The project involves many parcels of land, and some of the land owners are enthusiastic, hoping to cash in by selling their land, while others are angry, understandably worried that their land will be taken through eminent domain and they left with little for it (they will walk away with more than they seem to think, but having your land taken is still upsetting). For the latter, the environmental crews are often the first people associated with the project with whom they have contact, and so we often find ourselves subject to abuse by landowners who don't want a project to go through. This is especially ironic considering that, at least in my experience, these same landowners often believe the false notion that projects can be stopped because of the discovery of archaeological sites*, so you'd think they'd be happy to see us if they are opposed to a project going through. Instead, they usually see us as a menacing vangaurd of a force that is out to destroy their lives.
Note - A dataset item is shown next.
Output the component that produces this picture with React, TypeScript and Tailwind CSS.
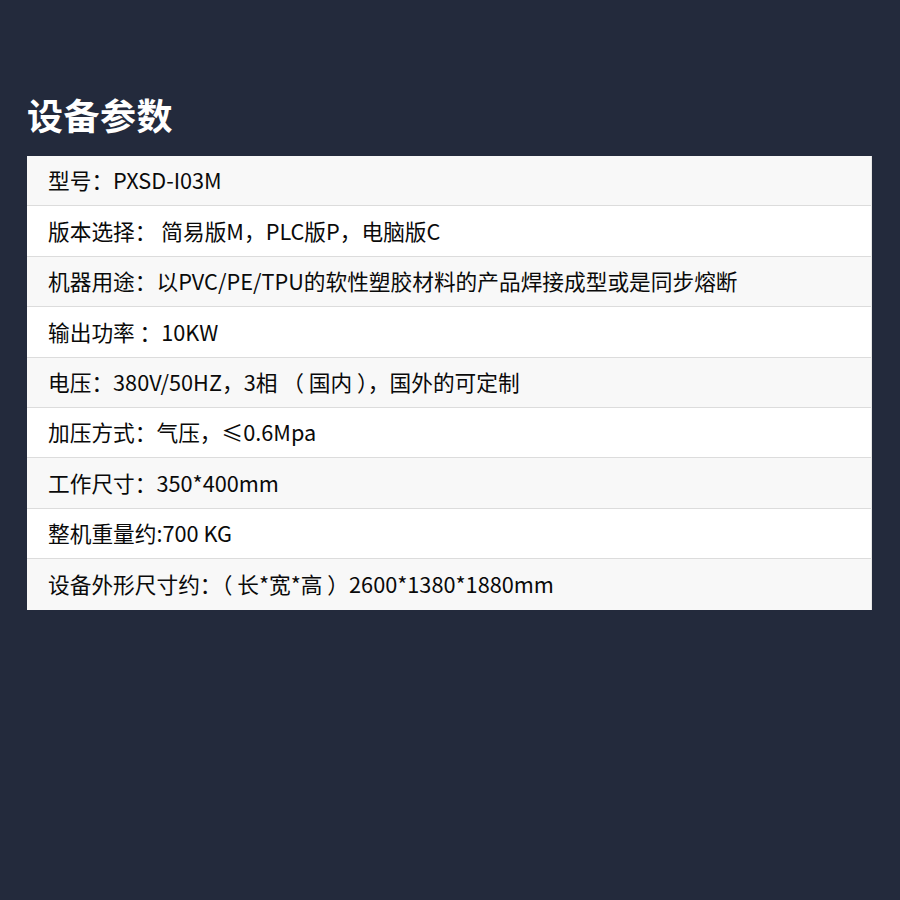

During the initial environmental studies for the project, several archaeological sites were found. In keeping with standard practice, our client asked us to perform test excavations at the sites in order to assess whether or not they are eligible for listing on the National Register of Historic Places (NRHP) or California Register of Historic Resources (CRHR). So, three of us found ourselves driving out into a fallow field in order to perform said excavations.
We arrived at the site, pulled our equipment out of the truck, and each of the three of us went to our excavation unit to begin work. We were digging Shovel Probes (small holes, usually 50-centimeters wide and usually dug in 20 centimeter levels), and I had gotten down to about 15 centimeters in mine, when I heard what sounded like an airplane's engine. I looked away from my screen and towards my crew members, and saw them looking to the south. Turning to the south myself, I saw a small yellow plan coming in low, flying to the west of us, and, when it was almost directly west of us and about 1/4 mile away, letting loose some sort of liquid or particles from its holding tank. It reached the end of the field, it rose up, turned around, and flew above us. It passed by, turned around, and flew above us again, and again, finally essentially flying circles above us. We got the message, packed up our equipment, and drove off, not wanting to be caught in crop dusting.
Driving out of the field, I called the project manager and let him know what had happened. Turned out that this particular farmer had made his displeasure with our presence known a few days earlier, but had nonetheless agreed to let us onto his land**. The project manager asked us to sit on the public road and observe the crop duster, and so we spent a bit of time sitting on the side of the road, watching as the plane sprayed the fields, flew away to the east, flew back, sprayed the field some more, and so on.
While we sat there, the crew, who had worked in this area before, told me that they had previously been chased out of a field by a crop duster. That time, however, they were in an area that got sprayed and the farmer was initially hesitant to tell anyone what the plane had been dropping, so the fire department had to come out to decontaminate everybody. It later turned out that the substance being dropped by the plane was not toxic to humans, and they were alright.
I do not know if it was the same farmer this time around. The crew felt that it was the same plane, though there are only so many types of crop dusting airplanes, so it's possible that it is simply the same model but not the same plane.
Regardless, it was another "only in this line of work moment" - getting chased away from a work site by a crop duster.
It didn't look like this. Though I do look like Cary Grant.
*I've said this before, but it bears repeating. The federal, and in California state, regulations that require archaeological work be done for many construction projects do not prohibit damage to or destruction of archaeological sites, they simply require that state and federal agencies take account of such damage when planning and/or permitting a project. Usually this means that damage to archaeological sites gets mitigated in some way - sometimes the project can be altered to avoid damage, more often the sites are excavated in what is called "data recovery." The cases where projects grind to a halt, in my experience, involve political wrangling and outright stubbornness on the part of one of the parties involved, as opposed to any outright prohibition against destroying sites. Archaeologists usually get caught in the middle of this, rather than being the cause of it.
**Another common misconception is that we can push our way onto other people's land. Not true. If you own the land, you can deny us access, and there ain't nothing we can do about it.